TASK OBJECTIVE
Emit the exact text of every line from the line with "Write a component" to the line with "<GlobalStyle />", both ends included. No other output is expected.

** start of GIVEN ENTRIES **

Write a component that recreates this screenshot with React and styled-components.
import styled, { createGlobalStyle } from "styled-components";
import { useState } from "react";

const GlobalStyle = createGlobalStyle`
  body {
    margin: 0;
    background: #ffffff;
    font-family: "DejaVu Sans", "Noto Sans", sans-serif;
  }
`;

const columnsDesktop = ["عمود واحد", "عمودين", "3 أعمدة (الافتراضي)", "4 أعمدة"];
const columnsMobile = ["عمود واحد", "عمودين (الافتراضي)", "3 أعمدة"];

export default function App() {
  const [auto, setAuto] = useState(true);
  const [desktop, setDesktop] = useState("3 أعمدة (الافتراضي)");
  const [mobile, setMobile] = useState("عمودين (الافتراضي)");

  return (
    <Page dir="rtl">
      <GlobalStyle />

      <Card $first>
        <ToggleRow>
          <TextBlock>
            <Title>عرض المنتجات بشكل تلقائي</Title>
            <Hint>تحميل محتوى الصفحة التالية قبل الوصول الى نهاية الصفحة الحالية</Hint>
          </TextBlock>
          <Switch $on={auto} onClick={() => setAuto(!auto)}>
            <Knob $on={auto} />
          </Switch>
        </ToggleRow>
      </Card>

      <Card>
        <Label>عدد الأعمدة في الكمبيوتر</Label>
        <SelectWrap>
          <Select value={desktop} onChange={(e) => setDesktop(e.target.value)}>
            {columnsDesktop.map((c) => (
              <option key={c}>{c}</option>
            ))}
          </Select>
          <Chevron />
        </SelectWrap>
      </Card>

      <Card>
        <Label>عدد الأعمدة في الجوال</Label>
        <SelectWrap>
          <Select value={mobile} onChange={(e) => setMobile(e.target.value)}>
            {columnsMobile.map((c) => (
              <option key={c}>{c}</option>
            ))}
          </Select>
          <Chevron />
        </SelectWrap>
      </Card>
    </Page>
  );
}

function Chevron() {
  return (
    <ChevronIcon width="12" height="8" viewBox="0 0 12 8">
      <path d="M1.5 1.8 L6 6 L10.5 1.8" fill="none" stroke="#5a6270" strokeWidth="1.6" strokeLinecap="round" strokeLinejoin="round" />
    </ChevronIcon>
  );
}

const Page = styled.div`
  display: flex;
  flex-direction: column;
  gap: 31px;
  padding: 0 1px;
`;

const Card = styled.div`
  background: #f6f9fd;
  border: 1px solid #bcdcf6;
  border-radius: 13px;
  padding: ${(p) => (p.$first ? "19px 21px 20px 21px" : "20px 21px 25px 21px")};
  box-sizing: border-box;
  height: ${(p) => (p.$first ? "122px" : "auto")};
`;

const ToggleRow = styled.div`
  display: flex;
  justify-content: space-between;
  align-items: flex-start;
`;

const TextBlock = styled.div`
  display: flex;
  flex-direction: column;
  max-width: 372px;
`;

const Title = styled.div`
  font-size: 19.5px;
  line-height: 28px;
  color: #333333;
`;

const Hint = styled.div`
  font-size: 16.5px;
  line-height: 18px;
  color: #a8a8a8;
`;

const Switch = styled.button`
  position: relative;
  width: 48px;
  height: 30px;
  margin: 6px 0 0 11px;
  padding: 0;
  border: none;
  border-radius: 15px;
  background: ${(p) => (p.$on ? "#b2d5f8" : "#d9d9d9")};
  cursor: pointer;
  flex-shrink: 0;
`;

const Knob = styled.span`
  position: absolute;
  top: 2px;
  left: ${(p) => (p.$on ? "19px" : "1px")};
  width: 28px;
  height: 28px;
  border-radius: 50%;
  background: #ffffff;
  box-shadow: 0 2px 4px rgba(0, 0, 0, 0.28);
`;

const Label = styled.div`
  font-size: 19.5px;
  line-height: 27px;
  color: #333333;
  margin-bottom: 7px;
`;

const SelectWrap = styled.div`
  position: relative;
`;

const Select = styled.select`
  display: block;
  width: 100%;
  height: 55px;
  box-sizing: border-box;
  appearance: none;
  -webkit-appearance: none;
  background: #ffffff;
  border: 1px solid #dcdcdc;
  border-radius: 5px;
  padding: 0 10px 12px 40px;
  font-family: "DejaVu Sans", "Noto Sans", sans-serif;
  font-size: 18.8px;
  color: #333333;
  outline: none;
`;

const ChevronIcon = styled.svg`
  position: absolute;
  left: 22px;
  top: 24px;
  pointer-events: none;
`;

** end of GIVEN ENTRIES **
** start of GIVEN ENTRIES **

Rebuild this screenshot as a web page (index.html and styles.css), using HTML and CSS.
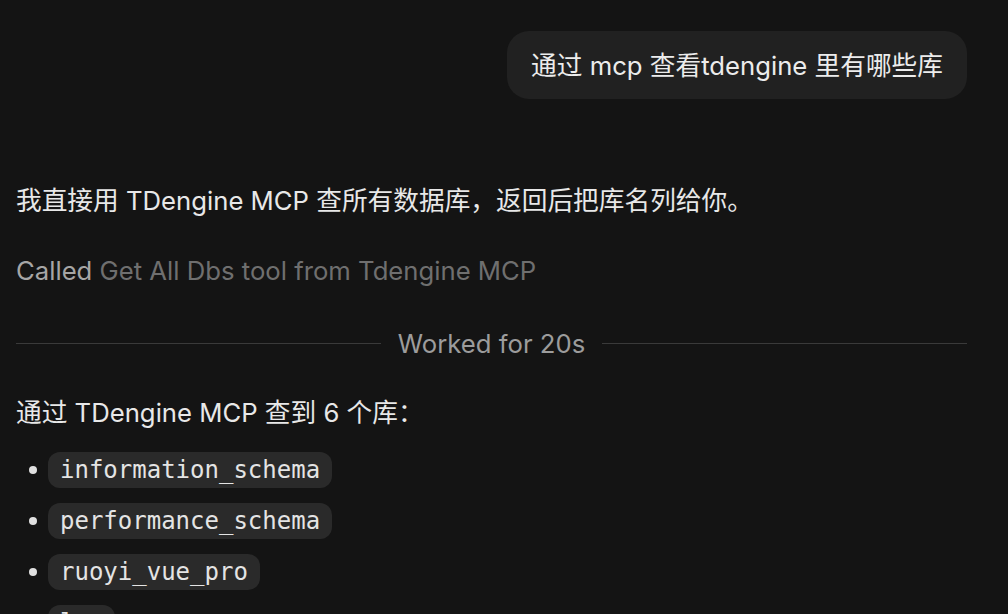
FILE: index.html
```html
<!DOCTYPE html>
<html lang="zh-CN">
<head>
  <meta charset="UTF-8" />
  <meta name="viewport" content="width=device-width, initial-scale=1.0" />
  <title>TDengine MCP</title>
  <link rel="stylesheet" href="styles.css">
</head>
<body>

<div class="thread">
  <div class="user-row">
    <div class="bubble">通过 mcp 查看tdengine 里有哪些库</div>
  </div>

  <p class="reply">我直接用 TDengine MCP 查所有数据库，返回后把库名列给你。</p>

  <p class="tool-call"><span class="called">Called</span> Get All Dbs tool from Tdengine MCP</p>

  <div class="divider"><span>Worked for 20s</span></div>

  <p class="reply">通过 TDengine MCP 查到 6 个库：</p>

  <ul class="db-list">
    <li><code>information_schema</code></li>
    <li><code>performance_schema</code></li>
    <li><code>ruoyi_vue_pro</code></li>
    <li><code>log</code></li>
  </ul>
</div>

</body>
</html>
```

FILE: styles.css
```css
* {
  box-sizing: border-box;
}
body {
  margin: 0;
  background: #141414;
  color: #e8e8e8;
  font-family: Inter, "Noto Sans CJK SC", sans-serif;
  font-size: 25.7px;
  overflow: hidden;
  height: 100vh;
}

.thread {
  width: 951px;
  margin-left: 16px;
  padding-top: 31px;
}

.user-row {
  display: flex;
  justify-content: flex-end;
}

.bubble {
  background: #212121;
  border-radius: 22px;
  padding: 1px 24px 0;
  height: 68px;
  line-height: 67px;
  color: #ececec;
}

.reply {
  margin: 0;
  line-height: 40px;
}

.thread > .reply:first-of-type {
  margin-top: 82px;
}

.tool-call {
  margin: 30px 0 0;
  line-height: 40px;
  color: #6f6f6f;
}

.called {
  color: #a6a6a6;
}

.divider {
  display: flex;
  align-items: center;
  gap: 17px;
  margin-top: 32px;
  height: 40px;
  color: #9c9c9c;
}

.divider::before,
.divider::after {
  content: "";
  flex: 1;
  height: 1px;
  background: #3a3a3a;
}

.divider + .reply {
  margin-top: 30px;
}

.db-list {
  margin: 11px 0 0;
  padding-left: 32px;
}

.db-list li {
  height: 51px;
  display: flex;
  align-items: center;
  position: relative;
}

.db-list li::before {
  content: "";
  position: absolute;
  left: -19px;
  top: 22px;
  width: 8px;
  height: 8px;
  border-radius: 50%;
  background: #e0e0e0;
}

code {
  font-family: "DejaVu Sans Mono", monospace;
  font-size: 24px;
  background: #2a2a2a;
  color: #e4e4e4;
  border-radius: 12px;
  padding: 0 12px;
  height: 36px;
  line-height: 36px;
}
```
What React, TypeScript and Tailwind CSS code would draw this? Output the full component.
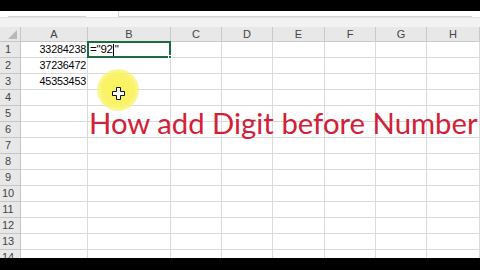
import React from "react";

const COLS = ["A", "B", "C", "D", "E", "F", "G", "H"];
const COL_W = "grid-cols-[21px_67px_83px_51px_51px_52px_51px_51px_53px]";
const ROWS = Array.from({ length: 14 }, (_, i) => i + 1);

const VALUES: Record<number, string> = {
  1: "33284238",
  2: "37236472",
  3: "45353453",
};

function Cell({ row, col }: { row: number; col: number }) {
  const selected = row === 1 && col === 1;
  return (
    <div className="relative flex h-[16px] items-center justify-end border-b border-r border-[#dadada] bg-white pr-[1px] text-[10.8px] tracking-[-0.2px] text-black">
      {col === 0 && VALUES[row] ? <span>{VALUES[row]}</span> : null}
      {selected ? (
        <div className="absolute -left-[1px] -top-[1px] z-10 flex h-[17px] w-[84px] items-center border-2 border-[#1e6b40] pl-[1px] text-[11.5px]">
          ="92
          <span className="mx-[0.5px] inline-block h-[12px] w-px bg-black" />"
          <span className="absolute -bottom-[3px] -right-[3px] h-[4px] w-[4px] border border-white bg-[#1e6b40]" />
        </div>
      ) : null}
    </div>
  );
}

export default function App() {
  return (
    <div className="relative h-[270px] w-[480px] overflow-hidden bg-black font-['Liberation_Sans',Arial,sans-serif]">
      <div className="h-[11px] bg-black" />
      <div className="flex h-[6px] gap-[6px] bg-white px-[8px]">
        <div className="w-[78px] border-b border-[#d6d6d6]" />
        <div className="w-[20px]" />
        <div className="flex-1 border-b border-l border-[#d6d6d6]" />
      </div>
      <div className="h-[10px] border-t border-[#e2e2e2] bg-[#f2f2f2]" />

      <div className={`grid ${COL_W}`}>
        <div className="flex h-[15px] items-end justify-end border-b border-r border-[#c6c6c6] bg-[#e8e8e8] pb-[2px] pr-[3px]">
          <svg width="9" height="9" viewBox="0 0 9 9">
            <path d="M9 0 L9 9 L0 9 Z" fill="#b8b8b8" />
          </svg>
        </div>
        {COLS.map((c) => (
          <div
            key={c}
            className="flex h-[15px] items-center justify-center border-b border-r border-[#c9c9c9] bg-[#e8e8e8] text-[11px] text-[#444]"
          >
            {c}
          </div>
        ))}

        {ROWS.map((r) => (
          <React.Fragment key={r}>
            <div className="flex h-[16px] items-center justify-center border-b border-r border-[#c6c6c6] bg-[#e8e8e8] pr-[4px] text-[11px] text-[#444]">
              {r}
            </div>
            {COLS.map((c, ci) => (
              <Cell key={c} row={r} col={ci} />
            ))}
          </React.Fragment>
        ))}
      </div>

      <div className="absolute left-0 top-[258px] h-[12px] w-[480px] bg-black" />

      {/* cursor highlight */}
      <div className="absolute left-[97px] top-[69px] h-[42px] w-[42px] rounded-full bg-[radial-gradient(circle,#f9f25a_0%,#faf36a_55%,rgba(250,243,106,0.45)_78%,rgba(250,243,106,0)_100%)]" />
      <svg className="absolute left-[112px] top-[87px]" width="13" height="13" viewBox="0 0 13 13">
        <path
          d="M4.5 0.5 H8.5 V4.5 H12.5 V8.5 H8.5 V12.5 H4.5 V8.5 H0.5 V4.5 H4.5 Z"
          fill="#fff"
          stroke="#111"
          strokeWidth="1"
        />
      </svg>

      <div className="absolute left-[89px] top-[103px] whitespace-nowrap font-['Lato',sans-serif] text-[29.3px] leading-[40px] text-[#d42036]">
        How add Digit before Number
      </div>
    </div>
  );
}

** end of GIVEN ENTRIES **

EXERCISE RESULT
Write a component that recreates this screenshot with React and styled-components.
import styled, { createGlobalStyle } from "styled-components";
import { useState } from "react";

const GlobalStyle = createGlobalStyle`
  body {
    margin: 0;
    background: #ffffff;
    font-family: "DejaVu Sans", "Noto Sans", sans-serif;
  }
`;

const columnsDesktop = ["عمود واحد", "عمودين", "3 أعمدة (الافتراضي)", "4 أعمدة"];
const columnsMobile = ["عمود واحد", "عمودين (الافتراضي)", "3 أعمدة"];

export default function App() {
  const [auto, setAuto] = useState(true);
  const [desktop, setDesktop] = useState("3 أعمدة (الافتراضي)");
  const [mobile, setMobile] = useState("عمودين (الافتراضي)");

  return (
    <Page dir="rtl">
      <GlobalStyle />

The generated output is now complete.